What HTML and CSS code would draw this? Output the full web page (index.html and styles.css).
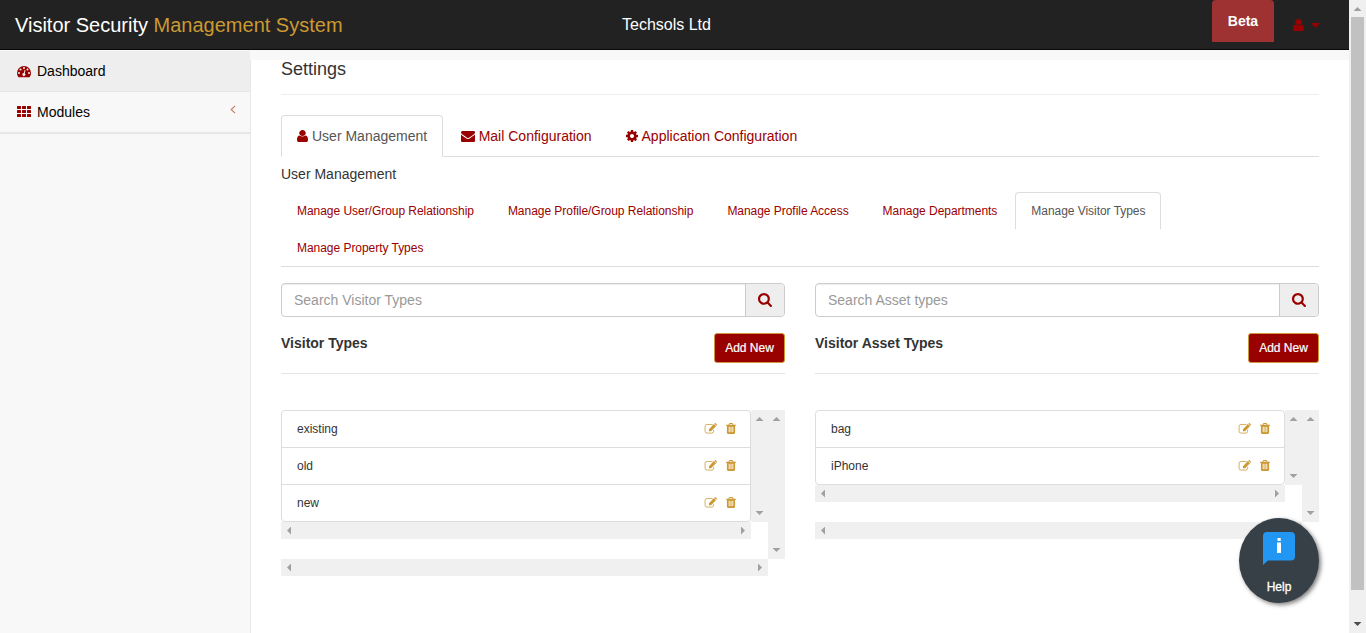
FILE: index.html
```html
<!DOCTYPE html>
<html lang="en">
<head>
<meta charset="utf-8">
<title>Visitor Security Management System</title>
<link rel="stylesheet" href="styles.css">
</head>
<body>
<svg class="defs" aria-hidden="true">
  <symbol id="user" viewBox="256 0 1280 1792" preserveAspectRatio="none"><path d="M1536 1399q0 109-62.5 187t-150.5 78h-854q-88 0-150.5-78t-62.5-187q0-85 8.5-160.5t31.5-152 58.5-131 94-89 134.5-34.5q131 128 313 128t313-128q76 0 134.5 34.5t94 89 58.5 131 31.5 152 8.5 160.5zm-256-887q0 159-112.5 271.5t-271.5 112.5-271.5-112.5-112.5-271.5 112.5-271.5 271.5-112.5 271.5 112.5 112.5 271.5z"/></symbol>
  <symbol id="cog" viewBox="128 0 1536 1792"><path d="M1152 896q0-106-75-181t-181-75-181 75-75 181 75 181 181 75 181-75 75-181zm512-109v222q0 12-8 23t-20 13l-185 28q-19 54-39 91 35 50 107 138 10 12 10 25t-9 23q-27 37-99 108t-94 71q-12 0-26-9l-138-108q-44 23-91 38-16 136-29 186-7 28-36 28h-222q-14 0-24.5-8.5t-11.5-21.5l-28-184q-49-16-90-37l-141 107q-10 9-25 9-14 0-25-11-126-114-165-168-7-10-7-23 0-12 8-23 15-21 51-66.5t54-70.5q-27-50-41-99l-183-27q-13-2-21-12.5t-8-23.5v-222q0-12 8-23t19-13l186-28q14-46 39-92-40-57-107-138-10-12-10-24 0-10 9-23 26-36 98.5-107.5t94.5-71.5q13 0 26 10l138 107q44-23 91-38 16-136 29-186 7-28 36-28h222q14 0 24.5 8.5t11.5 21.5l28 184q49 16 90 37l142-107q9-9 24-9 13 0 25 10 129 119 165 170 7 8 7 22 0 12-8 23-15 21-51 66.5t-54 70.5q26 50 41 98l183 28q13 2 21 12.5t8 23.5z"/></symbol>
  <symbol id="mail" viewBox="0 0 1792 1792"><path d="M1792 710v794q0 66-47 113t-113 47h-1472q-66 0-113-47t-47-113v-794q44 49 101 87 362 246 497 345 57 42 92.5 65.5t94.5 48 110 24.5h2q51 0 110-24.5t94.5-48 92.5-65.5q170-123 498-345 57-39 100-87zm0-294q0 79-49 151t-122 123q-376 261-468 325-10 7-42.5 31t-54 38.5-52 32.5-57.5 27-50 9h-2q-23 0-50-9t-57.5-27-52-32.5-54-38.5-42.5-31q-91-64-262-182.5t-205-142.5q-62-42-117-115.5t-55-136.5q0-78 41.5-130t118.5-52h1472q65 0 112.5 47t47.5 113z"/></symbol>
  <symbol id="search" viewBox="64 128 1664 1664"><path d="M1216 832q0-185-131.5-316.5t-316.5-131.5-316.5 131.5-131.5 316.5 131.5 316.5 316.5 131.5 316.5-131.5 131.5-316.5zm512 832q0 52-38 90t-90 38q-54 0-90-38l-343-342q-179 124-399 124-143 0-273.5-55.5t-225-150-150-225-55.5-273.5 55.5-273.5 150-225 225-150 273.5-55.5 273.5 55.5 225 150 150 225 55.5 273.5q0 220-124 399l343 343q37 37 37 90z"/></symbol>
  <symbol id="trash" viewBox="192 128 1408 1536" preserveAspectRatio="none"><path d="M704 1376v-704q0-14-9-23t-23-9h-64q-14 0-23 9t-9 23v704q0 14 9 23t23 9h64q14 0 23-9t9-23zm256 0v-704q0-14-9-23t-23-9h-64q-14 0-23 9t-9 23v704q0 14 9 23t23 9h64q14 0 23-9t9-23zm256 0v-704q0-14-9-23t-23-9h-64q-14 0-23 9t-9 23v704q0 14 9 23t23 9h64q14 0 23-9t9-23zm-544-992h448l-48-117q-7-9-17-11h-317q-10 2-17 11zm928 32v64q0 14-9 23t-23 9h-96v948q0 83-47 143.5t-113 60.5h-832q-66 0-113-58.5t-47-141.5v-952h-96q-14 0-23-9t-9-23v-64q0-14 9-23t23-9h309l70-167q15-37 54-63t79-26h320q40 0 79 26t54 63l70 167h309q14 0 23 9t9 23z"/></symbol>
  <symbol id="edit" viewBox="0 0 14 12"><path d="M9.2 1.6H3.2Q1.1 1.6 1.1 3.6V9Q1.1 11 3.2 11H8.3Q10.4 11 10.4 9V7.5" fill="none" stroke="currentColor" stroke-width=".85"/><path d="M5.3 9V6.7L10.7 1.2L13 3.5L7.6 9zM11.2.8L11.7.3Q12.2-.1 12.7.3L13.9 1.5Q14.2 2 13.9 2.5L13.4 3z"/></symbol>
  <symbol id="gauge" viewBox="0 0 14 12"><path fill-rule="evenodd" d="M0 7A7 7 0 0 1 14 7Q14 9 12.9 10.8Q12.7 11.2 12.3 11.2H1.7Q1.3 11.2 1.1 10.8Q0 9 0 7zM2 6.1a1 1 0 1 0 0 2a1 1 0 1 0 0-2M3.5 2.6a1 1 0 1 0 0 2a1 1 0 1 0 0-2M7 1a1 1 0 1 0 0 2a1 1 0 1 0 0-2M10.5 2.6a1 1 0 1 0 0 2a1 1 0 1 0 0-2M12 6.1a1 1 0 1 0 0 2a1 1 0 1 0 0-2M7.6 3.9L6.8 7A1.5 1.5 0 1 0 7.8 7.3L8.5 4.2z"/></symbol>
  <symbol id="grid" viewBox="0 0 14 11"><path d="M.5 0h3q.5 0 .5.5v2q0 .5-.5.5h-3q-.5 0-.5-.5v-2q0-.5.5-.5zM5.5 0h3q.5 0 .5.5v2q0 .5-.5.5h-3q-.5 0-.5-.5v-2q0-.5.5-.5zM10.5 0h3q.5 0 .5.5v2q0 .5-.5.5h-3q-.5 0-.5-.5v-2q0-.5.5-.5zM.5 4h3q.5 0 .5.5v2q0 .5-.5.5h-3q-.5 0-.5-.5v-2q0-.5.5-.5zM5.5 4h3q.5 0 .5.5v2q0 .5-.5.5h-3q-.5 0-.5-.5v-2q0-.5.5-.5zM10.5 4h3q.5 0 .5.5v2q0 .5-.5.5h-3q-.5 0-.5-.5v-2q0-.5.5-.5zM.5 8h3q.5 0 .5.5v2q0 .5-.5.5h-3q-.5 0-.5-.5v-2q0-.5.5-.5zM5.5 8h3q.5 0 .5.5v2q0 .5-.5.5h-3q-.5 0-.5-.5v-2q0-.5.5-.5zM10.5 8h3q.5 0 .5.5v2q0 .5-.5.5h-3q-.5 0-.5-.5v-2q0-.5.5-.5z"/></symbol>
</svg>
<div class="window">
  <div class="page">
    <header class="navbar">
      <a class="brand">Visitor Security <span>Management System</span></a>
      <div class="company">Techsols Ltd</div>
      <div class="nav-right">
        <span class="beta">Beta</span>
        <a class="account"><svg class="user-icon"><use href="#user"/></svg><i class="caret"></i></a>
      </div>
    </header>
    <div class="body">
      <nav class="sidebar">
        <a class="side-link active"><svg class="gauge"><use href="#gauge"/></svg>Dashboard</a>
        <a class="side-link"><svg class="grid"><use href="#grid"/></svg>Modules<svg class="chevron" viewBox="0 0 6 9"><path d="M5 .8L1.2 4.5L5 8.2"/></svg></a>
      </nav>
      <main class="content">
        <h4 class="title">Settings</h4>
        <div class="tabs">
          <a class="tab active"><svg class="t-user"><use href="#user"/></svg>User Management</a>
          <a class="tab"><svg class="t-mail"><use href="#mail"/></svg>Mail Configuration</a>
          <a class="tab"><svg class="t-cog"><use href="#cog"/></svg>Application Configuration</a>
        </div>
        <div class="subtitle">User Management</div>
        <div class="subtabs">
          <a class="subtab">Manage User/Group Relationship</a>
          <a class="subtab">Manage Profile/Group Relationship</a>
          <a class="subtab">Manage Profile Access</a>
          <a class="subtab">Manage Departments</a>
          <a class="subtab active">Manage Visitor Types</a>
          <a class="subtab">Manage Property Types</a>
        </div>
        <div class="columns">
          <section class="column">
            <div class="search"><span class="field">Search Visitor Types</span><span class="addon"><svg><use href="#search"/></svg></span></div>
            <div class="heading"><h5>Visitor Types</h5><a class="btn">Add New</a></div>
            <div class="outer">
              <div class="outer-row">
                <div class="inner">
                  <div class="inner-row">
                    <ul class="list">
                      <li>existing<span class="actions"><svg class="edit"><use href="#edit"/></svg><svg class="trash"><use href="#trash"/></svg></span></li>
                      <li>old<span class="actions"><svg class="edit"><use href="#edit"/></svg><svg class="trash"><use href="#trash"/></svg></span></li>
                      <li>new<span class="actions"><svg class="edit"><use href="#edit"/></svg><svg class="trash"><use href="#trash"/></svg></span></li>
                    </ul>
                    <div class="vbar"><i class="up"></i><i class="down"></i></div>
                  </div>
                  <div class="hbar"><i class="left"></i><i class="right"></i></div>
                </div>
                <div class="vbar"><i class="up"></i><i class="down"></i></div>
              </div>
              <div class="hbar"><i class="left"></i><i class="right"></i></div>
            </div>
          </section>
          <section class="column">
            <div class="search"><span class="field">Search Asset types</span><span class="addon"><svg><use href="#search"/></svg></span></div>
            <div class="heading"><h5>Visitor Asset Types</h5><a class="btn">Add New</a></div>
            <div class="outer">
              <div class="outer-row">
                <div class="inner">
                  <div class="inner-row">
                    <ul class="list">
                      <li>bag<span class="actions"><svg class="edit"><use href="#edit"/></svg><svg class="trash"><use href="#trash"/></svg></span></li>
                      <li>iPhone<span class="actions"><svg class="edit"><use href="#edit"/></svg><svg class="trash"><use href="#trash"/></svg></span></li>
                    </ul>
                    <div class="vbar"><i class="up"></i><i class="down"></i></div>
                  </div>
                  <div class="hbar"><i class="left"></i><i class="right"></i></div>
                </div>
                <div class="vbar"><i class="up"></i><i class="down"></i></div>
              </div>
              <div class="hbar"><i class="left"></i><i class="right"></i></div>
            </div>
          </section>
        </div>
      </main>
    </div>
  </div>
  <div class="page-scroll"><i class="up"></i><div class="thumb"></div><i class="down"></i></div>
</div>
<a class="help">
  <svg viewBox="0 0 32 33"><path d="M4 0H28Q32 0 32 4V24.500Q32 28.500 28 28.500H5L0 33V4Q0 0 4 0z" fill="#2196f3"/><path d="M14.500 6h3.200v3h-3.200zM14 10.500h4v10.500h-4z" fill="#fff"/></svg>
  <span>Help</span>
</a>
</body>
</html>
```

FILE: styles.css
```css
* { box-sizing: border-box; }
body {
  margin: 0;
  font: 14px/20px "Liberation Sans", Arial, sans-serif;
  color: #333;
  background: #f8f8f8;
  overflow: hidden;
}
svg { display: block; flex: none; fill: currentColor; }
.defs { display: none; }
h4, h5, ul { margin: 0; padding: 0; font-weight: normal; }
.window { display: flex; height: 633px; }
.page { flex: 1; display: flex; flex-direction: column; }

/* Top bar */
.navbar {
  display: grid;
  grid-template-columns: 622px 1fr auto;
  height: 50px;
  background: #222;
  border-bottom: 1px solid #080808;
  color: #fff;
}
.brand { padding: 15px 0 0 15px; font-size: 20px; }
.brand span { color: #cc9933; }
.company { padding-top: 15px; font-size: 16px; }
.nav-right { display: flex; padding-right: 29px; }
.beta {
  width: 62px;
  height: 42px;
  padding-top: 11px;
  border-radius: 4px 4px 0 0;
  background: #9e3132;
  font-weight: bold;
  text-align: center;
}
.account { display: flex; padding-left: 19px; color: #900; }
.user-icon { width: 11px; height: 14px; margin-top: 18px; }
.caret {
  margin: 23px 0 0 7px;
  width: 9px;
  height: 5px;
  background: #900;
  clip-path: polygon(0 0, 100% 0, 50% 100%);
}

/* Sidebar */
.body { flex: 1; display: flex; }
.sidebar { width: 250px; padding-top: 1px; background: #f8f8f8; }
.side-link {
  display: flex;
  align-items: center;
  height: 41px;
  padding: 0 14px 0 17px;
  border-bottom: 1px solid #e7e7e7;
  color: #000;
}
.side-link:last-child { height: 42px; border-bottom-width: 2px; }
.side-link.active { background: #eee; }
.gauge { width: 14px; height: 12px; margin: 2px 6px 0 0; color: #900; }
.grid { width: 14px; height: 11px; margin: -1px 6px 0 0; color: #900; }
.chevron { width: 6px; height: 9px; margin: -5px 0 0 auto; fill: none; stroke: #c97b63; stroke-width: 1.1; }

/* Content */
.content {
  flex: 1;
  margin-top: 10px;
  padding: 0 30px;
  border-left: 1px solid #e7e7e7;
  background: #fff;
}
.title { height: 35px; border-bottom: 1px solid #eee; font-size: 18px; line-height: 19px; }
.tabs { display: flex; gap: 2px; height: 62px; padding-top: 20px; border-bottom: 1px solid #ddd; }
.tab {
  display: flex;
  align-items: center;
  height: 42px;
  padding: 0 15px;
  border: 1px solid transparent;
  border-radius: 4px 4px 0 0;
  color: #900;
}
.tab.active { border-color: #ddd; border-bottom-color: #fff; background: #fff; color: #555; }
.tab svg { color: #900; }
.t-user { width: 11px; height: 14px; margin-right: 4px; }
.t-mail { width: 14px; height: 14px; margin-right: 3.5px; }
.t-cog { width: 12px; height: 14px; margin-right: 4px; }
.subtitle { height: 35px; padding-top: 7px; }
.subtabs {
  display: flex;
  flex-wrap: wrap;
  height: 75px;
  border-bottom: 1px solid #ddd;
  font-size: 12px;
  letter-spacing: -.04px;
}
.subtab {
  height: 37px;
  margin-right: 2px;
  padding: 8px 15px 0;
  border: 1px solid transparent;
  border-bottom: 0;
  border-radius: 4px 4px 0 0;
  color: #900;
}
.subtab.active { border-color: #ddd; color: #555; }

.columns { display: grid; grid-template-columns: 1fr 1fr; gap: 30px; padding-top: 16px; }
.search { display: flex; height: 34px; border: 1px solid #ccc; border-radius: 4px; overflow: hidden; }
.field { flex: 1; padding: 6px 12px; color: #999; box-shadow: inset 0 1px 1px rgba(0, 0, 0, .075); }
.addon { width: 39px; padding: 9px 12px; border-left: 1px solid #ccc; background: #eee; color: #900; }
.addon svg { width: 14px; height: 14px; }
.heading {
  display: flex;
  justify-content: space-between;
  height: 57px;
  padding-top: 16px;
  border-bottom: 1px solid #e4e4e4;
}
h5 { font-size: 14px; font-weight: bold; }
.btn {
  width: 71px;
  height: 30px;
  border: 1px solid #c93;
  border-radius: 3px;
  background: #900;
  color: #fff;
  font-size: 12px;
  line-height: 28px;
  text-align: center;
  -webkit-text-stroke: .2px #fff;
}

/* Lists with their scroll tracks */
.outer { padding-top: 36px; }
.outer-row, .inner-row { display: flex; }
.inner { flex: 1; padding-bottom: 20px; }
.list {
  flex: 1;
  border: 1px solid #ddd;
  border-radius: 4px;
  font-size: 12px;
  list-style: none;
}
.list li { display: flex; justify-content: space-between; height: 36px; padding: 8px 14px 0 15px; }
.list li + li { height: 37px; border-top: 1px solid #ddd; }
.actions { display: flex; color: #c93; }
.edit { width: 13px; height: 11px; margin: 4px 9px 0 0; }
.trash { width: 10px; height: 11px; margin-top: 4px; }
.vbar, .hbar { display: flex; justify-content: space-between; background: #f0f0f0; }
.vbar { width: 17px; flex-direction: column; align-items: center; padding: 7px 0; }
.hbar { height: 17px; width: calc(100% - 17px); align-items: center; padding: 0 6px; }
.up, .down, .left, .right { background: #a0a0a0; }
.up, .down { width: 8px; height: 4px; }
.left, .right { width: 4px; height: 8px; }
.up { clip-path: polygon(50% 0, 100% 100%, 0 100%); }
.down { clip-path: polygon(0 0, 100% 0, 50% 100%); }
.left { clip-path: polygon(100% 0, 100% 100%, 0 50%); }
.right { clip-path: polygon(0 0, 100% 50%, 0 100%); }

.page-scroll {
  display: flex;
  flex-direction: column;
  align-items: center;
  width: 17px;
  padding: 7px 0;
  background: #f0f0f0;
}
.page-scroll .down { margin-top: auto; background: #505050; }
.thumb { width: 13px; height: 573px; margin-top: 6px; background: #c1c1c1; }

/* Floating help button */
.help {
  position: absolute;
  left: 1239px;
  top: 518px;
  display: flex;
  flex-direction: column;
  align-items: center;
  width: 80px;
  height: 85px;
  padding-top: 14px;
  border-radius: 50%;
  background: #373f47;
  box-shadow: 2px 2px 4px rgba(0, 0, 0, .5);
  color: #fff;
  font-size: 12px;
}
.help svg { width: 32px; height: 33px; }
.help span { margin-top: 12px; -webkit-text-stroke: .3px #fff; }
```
———
> Goal of the exercise
For each line in the data above that contains the string "index", extract the line.

> Exercise solution
What HTML and CSS code would draw this? Output the full web page (index.html and styles.css).
FILE: index.html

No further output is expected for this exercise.